Set task =
Output every line of the material exactly, omitting images.

Information shown =
+ + + + + + +

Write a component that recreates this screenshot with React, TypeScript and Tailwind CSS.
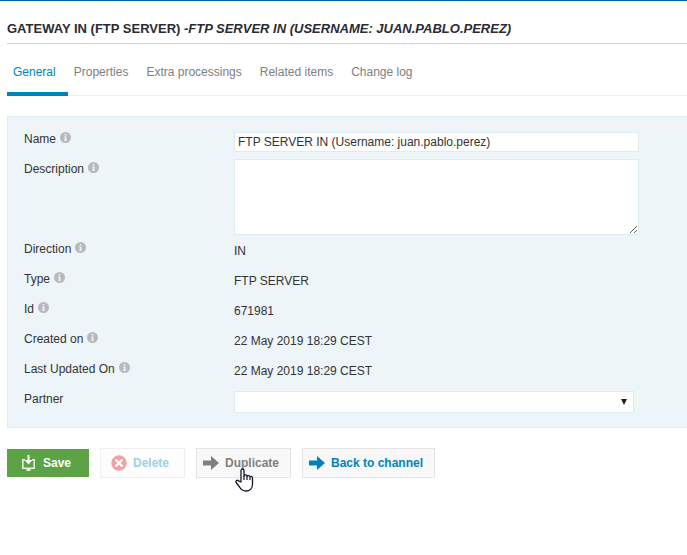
import type { ReactNode } from "react";

function InfoIcon() {
  return (
    <svg className="h-[11px] w-[11px] shrink-0" viewBox="0 0 11 11" aria-hidden="true">
      <circle cx="5.5" cy="5.5" r="5.5" fill="#b9b9b9" />
      <path d="M4.700 2h1.700v1.400H4.700zM4.100 4.400h2.300v3.400h.6v1H4V7.800h.8V5.400h-.7z" fill="#eef5f9" />
    </svg>
  );
}

function SaveIcon() {
  return (
    <svg className="h-4 w-[13px] shrink-0" viewBox="0 0 13 16" aria-hidden="true">
      <path d="M3 4.700H.8v8.600h11.400V4.700H10" fill="none" stroke="#e4f1dc" strokeWidth="1.600" />
      <path d="M4.500 14h4v2h-4z" fill="#e4f1dc" />
      <path d="M5.500 0h2v5h3l-4 4.500-4-4.500h3z" fill="#fff" />
    </svg>
  );
}

function DeleteIcon() {
  return (
    <svg className="h-4 w-4 shrink-0" viewBox="0 0 16 16" aria-hidden="true">
      <circle cx="8" cy="8" r="7.700" fill="#f2a1a3" />
      <path d="M5.300 5.300l5.400 5.400M10.700 5.300l-5.400 5.400" stroke="#fff" strokeWidth="2.300" strokeLinecap="square" />
    </svg>
  );
}

function ArrowIcon() {
  return (
    <svg className="h-[14px] w-4 shrink-0" viewBox="0 0 16 14" aria-hidden="true">
      <path d="M0 4.500h8V0l8 7-8 7V9.500H0z" fill="currentColor" />
    </svg>
  );
}

function HandCursor() {
  return (
    <svg
      className="pointer-events-none absolute top-[19px] left-[38px] h-6 w-[19px]"
      viewBox="0 0 19 24"
      aria-hidden="true"
    >
      <path
        d="M6 14V2.500C6 .5 9 .5 9 2.500v5.700c0-1.700 3-1.700 3 .3 0-1.500 3-1.300 3 .7 0-1.200 2.500-1 2.500.8v6c0 4-2.500 7-6.500 7-3.500 0-5-1.500-6.500-4L1.200 14.500c-1-1.800 1-3 2.300-1.700z"
        fill="#fff"
        stroke="#15152a"
        strokeWidth="1.300"
        strokeLinejoin="round"
      />
      <path d="M9 8v4M12 8.500V12M15 9.500V12" stroke="#15152a" strokeWidth="1.200" />
    </svg>
  );
}

function Row({ label, htmlFor, info = true, children }: {
  label: string;
  htmlFor?: string;
  info?: boolean;
  children: ReactNode;
}) {
  return (
    <div className="flex min-h-[30px]">
      <div className="flex w-[210px] shrink-0 items-start gap-1 pt-[3px]">
        {htmlFor ? <label htmlFor={htmlFor}>{label}</label> : <span>{label}</span>}
        {info && <InfoIcon />}
      </div>
      {children}
    </div>
  );
}

const tabs = ["Properties", "Extra processings", "Related items", "Change log"];

const details = [
  ["Direction", "IN"],
  ["Type", "FTP SERVER"],
  ["Id", "671981"],
  ["Created on", "22 May 2019 18:29 CEST"],
  ["Last Updated On", "22 May 2019 18:29 CEST"],
];

export default function App() {
  return (
    <div className="min-h-screen border-t border-[#00659c] bg-white pl-[7px] font-['Liberation_Sans',Arial,sans-serif] text-[12px] leading-[15px] text-[#333]">
      <h1 className="border-b border-[#ccd0d0] pt-[18px] pb-[4px] text-[13px] leading-5 font-bold text-[#2b2b33]">
        GATEWAY IN (FTP SERVER) -<em>FTP SERVER IN (USERNAME: JUAN.PABLO.PEREZ)</em>
      </h1>

      <nav className="mt-[21px] flex border-b border-[#f0f0f0] text-[#808080]">
        <a href="#general" className="-mb-px border-b-4 border-[#0083bd] pr-3 pb-3 pl-[6px] text-[#0083bd]">
          General
        </a>
        {tabs.map((tab) => (
          <a key={tab} href="#tab" className="pr-3 pl-[6px]">
            {tab}
          </a>
        ))}
      </nav>

      <form onSubmit={(e) => e.preventDefault()}>
        <div className="mt-5 border border-r-0 border-[#dcecf5] bg-[#edf5f9] px-4 pt-3 pb-2">
          <Row label="Name" htmlFor="name">
            <input
              id="name"
              type="text"
              defaultValue="FTP SERVER IN (Username: juan.pablo.perez)"
              className="mt-[3px] h-5 w-[405px] border border-[#dfebf3] bg-white px-[3px]"
            />
          </Row>
          <Row label="Description" htmlFor="description">
            <textarea
              id="description"
              className="mb-1 block h-[76px] w-[405px] resize border border-[#dfebf3] bg-white px-[3px]"
            />
          </Row>
          {details.map(([label, value]) => (
            <Row key={label} label={label}>
              <span className="pt-[5px]">{value}</span>
            </Row>
          ))}
          <Row label="Partner" htmlFor="partner" info={false}>
            <div className="relative mt-[2px] h-[22px] w-[400px]">
              <select id="partner" className="block h-full w-full appearance-none border border-[#dfebf3] bg-white px-[3px]">
                <option value="" />
              </select>
              <svg className="pointer-events-none absolute top-2 right-[7px] h-[6px] w-[6px]" viewBox="0 0 6 6" aria-hidden="true">
                <path d="M0 0h6L3 6z" fill="#222" />
              </svg>
            </div>
          </Row>
        </div>

        <div className="mt-5 flex items-center gap-[11px] font-bold">
          <button type="submit" className="flex h-7 w-[82px] items-center gap-2 bg-[#5ba345] pl-[15px] text-white">
            <SaveIcon />
            Save
          </button>
          <button type="button" disabled className="flex h-[30px] w-[85px] items-center gap-[6px] border border-[#f0f0f0] bg-[#fdfdfd] pl-[10px] text-[#a0d0e6]">
            <DeleteIcon />
            Delete
          </button>
          <button type="button" className="relative flex h-[30px] w-[95px] items-center gap-[6px] border border-[#e4e4e4] bg-[#f8f8f8] pl-[6px] text-[#808080]">
            <ArrowIcon />
            Duplicate
            <HandCursor />
          </button>
          <button type="button" className="flex h-[30px] w-[133px] items-center gap-[6px] border border-[#e4e4e4] bg-[#f8f8f8] pl-[6px] text-[#0083bd]">
            <ArrowIcon />
            Back to channel
          </button>
        </div>
      </form>
    </div>
  );
}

+ + + + + + +

The answer =
Write a component that recreates this screenshot with React, TypeScript and Tailwind CSS.
import type { ReactNode } from "react";

function InfoIcon() {
  return (
    <svg className="h-[11px] w-[11px] shrink-0" viewBox="0 0 11 11" aria-hidden="true">
      <circle cx="5.5" cy="5.5" r="5.5" fill="#b9b9b9" />
      <path d="M4.700 2h1.700v1.400H4.700zM4.100 4.400h2.300v3.400h.6v1H4V7.800h.8V5.400h-.7z" fill="#eef5f9" />
    </svg>
  );
}

function SaveIcon() {
  return (
    <svg className="h-4 w-[13px] shrink-0" viewBox="0 0 13 16" aria-hidden="true">
      <path d="M3 4.700H.8v8.600h11.400V4.700H10" fill="none" stroke="#e4f1dc" strokeWidth="1.600" />
      <path d="M4.500 14h4v2h-4z" fill="#e4f1dc" />
      <path d="M5.500 0h2v5h3l-4 4.500-4-4.500h3z" fill="#fff" />
    </svg>
  );
}

function DeleteIcon() {
  return (
    <svg className="h-4 w-4 shrink-0" viewBox="0 0 16 16" aria-hidden="true">
      <circle cx="8" cy="8" r="7.700" fill="#f2a1a3" />
      <path d="M5.300 5.300l5.400 5.400M10.700 5.300l-5.400 5.400" stroke="#fff" strokeWidth="2.300" strokeLinecap="square" />
    </svg>
  );
}

function ArrowIcon() {
  return (
    <svg className="h-[14px] w-4 shrink-0" viewBox="0 0 16 14" aria-hidden="true">
      <path d="M0 4.500h8V0l8 7-8 7V9.500H0z" fill="currentColor" />
    </svg>
  );
}

function HandCursor() {
  return (
    <svg
      className="pointer-events-none absolute top-[19px] left-[38px] h-6 w-[19px]"
      viewBox="0 0 19 24"
      aria-hidden="true"
    >
      <path
        d="M6 14V2.500C6 .5 9 .5 9 2.500v5.700c0-1.700 3-1.700 3 .3 0-1.500 3-1.300 3 .7 0-1.200 2.500-1 2.500.8v6c0 4-2.500 7-6.500 7-3.500 0-5-1.500-6.500-4L1.200 14.500c-1-1.800 1-3 2.300-1.700z"
        fill="#fff"
        stroke="#15152a"
        strokeWidth="1.300"
        strokeLinejoin="round"
      />
      <path d="M9 8v4M12 8.500V12M15 9.500V12" stroke="#15152a" strokeWidth="1.200" />
    </svg>
  );
}

function Row({ label, htmlFor, info = true, children }: {
  label: string;
  htmlFor?: string;
  info?: boolean;
  children: ReactNode;
}) {
  return (
    <div className="flex min-h-[30px]">
      <div className="flex w-[210px] shrink-0 items-start gap-1 pt-[3px]">
        {htmlFor ? <label htmlFor={htmlFor}>{label}</label> : <span>{label}</span>}
        {info && <InfoIcon />}
      </div>
      {children}
    </div>
  );
}

const tabs = ["Properties", "Extra processings", "Related items", "Change log"];

const details = [
  ["Direction", "IN"],
  ["Type", "FTP SERVER"],
  ["Id", "671981"],
  ["Created on", "22 May 2019 18:29 CEST"],
  ["Last Updated On", "22 May 2019 18:29 CEST"],
];

export default function App() {
  return (
    <div className="min-h-screen border-t border-[#00659c] bg-white pl-[7px] font-['Liberation_Sans',Arial,sans-serif] text-[12px] leading-[15px] text-[#333]">
      <h1 className="border-b border-[#ccd0d0] pt-[18px] pb-[4px] text-[13px] leading-5 font-bold text-[#2b2b33]">
        GATEWAY IN (FTP SERVER) -<em>FTP SERVER IN (USERNAME: JUAN.PABLO.PEREZ)</em>
      </h1>

      <nav className="mt-[21px] flex border-b border-[#f0f0f0] text-[#808080]">
        <a href="#general" className="-mb-px border-b-4 border-[#0083bd] pr-3 pb-3 pl-[6px] text-[#0083bd]">
          General
        </a>
        {tabs.map((tab) => (
          <a key={tab} href="#tab" className="pr-3 pl-[6px]">
            {tab}
          </a>
        ))}
      </nav>

      <form onSubmit={(e) => e.preventDefault()}>
        <div className="mt-5 border border-r-0 border-[#dcecf5] bg-[#edf5f9] px-4 pt-3 pb-2">
          <Row label="Name" htmlFor="name">
            <input
              id="name"
              type="text"
              defaultValue="FTP SERVER IN (Username: juan.pablo.perez)"
              className="mt-[3px] h-5 w-[405px] border border-[#dfebf3] bg-white px-[3px]"
            />
          </Row>
          <Row label="Description" htmlFor="description">
            <textarea
              id="description"
              className="mb-1 block h-[76px] w-[405px] resize border border-[#dfebf3] bg-white px-[3px]"
            />
          </Row>
          {details.map(([label, value]) => (
            <Row key={label} label={label}>
              <span className="pt-[5px]">{value}</span>
            </Row>
          ))}
          <Row label="Partner" htmlFor="partner" info={false}>
            <div className="relative mt-[2px] h-[22px] w-[400px]">
              <select id="partner" className="block h-full w-full appearance-none border border-[#dfebf3] bg-white px-[3px]">
                <option value="" />
              </select>
              <svg className="pointer-events-none absolute top-2 right-[7px] h-[6px] w-[6px]" viewBox="0 0 6 6" aria-hidden="true">
                <path d="M0 0h6L3 6z" fill="#222" />
              </svg>
            </div>
          </Row>
        </div>

        <div className="mt-5 flex items-center gap-[11px] font-bold">
          <button type="submit" className="flex h-7 w-[82px] items-center gap-2 bg-[#5ba345] pl-[15px] text-white">
            <SaveIcon />
            Save
          </button>
          <button type="button" disabled className="flex h-[30px] w-[85px] items-center gap-[6px] border border-[#f0f0f0] bg-[#fdfdfd] pl-[10px] text-[#a0d0e6]">
            <DeleteIcon />
            Delete
          </button>
          <button type="button" className="relative flex h-[30px] w-[95px] items-center gap-[6px] border border-[#e4e4e4] bg-[#f8f8f8] pl-[6px] text-[#808080]">
            <ArrowIcon />
            Duplicate
            <HandCursor />
          </button>
          <button type="button" className="flex h-[30px] w-[133px] items-center gap-[6px] border border-[#e4e4e4] bg-[#f8f8f8] pl-[6px] text-[#0083bd]">
            <ArrowIcon />
            Back to channel
          </button>
        </div>
      </form>
    </div>
  );
}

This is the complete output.